Disciplinary procedures and codes, amongst other things, clarify the validity periods of varying degrees of disciplinary warnings (sometimes referred to as sanctions).
Validity periods vary from company to company; but typically verbal warnings are valid for three months, written warnings for six months, and final written warnings for twelve months.
The principle of progressive warnings is also long established, in the simple understanding that should an employee be found guilty of an act of misconduct the same or similar as that for which they have an unexpired, valid warning, the subsequent sanction will be progressively more severe.
All things being equal, warnings are no longer valid after the expiry date, and therefore cannot be referred to as an aggravating factor at a later date.
Put differently, if I am found guilty of late coming today, and a prior final warning for the same offence expired a month ago, I am in fact an employee with a clean, unblemished disciplinary record.

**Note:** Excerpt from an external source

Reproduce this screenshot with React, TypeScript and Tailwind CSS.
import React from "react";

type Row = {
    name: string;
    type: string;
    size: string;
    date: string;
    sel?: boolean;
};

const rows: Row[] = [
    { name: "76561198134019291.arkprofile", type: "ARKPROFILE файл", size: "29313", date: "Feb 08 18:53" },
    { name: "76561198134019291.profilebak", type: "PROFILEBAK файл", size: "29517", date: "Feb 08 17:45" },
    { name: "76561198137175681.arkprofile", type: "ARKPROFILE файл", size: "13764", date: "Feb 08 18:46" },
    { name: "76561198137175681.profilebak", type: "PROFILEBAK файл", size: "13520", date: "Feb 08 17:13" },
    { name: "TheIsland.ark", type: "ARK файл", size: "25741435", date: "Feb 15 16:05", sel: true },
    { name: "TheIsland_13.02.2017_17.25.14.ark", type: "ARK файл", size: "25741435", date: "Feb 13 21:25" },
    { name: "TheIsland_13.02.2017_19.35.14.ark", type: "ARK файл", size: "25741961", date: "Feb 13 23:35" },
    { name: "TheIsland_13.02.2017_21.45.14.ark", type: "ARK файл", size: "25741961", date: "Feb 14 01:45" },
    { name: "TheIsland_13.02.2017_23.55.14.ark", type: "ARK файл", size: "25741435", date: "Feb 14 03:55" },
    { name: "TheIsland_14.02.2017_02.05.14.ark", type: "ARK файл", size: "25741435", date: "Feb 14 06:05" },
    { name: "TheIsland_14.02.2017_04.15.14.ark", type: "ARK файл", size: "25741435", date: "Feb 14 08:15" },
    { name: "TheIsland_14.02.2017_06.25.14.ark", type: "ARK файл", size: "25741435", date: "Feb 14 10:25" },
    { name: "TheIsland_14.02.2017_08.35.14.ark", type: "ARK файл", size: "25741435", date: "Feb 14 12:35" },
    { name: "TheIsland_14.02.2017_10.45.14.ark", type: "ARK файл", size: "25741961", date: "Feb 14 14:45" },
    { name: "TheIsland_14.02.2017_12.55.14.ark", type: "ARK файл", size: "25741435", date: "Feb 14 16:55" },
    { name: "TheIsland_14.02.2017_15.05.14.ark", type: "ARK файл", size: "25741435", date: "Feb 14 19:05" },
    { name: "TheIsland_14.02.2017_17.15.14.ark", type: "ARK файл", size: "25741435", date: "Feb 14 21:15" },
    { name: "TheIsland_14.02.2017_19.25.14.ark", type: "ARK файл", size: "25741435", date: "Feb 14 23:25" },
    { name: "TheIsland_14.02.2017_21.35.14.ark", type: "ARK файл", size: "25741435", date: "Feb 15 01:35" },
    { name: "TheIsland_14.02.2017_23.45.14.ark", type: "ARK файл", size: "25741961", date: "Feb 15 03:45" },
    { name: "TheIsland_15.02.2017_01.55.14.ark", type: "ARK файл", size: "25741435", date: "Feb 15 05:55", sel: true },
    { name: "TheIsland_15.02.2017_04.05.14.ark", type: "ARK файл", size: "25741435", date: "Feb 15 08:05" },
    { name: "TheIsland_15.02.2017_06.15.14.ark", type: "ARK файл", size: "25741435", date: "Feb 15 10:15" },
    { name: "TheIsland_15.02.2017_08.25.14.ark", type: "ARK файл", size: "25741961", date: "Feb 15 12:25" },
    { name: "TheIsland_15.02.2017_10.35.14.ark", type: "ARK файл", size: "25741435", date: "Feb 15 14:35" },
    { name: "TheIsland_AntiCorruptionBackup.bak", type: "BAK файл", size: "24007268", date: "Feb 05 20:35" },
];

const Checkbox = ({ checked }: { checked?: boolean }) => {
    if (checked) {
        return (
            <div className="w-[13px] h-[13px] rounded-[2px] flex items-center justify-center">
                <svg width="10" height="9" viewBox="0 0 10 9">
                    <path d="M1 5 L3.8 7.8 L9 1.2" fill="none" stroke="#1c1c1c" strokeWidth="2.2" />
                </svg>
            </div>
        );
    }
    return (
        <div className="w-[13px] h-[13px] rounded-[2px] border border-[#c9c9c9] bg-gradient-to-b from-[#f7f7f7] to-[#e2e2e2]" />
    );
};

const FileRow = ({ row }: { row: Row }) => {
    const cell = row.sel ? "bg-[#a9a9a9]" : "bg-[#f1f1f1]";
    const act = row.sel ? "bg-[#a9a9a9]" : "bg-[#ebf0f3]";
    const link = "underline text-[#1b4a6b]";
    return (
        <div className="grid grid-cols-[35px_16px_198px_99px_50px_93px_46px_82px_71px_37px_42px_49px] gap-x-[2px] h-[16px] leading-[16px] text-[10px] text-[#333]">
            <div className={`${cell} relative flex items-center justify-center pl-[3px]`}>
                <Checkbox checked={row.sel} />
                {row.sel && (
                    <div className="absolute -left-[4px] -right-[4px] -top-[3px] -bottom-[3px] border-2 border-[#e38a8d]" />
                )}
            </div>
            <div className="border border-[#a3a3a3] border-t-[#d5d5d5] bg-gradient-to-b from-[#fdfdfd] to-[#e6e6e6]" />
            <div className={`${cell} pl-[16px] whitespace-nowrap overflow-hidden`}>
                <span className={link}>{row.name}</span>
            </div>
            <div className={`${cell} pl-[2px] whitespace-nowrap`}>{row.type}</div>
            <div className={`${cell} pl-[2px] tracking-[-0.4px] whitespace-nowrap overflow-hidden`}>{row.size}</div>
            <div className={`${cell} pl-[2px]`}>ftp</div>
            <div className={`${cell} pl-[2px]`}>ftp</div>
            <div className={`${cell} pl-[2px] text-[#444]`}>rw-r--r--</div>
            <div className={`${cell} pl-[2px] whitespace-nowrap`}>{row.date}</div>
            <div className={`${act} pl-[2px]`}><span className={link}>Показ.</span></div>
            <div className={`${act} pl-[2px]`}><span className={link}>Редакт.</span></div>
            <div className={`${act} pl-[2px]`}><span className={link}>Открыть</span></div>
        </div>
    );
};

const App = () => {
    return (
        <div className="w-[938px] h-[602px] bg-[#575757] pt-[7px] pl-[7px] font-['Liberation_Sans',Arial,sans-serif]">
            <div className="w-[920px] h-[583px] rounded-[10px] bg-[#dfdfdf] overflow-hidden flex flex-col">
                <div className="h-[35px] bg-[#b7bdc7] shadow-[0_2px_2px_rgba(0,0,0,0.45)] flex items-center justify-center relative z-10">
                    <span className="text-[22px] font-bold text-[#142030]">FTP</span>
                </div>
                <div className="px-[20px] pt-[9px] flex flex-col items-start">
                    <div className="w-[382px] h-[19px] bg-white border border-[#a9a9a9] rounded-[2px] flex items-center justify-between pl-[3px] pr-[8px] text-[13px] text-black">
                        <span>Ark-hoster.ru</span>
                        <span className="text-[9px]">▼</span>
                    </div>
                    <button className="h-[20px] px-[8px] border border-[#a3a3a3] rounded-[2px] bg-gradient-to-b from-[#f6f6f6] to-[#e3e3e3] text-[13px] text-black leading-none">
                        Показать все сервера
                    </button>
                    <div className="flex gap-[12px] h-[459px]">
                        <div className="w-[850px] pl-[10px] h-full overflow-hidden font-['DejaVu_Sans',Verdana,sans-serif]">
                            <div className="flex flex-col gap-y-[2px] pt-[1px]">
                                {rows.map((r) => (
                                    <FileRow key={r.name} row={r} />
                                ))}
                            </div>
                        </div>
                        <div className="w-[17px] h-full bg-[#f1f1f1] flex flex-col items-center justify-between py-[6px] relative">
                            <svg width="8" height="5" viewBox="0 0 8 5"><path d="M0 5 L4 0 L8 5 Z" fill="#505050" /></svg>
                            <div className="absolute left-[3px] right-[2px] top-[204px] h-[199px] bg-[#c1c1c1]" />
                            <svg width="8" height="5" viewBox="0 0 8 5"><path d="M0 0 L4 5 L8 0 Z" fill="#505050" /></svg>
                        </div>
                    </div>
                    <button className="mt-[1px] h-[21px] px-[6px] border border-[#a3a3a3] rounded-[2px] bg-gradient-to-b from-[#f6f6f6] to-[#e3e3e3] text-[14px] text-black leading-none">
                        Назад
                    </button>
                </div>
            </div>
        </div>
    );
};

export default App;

That said, there are occasions when expired disciplinary sanctions may be taken into consideration when contemplating the selection of a sanction, in certain circumstances; caution must however be exercised.
There is case law which support the fact expired warnings may be taken into consideration in certain circumstances.
The Labour Appeal Court case of NUM obo Selemela v Northam Platinum Ltd [JA25.11] held that “ … even if the final written warning had lapsed, the commissioner was obliged to take it into account and by not doing so she committed an irregularity”.
The judgment more especially noted that “Indeed, the employee’s written warnings, even after they have lapsed, may be taken into account, in determining the fairness of his or her dismissal where the employee concerned is found to have a propensity to commit acts of misconduct at convenient intervals falling outside the period of applicability of the written warnings”.
This reinforced the Labour Appeal Court judgment in Gcwensha v the CCMA & others [DA7/04] which held that “It must also be recalled that there was in existence a written warning dating from March the previous year with a twelve month duration. The appellant has a deplorable employment record and there is a litany of transgressions to which I have alluded. The employer is always entitled to take into account the cumulative effect of these acts (of misconduct) … to hold otherwise would be to open an employer to the duty to continue employing a worker who regularly commits a series of transgressions at suitable intervals, falling outside the periods of applicability of final written warnings”.
This suggests that warnings should be retained once they have expired.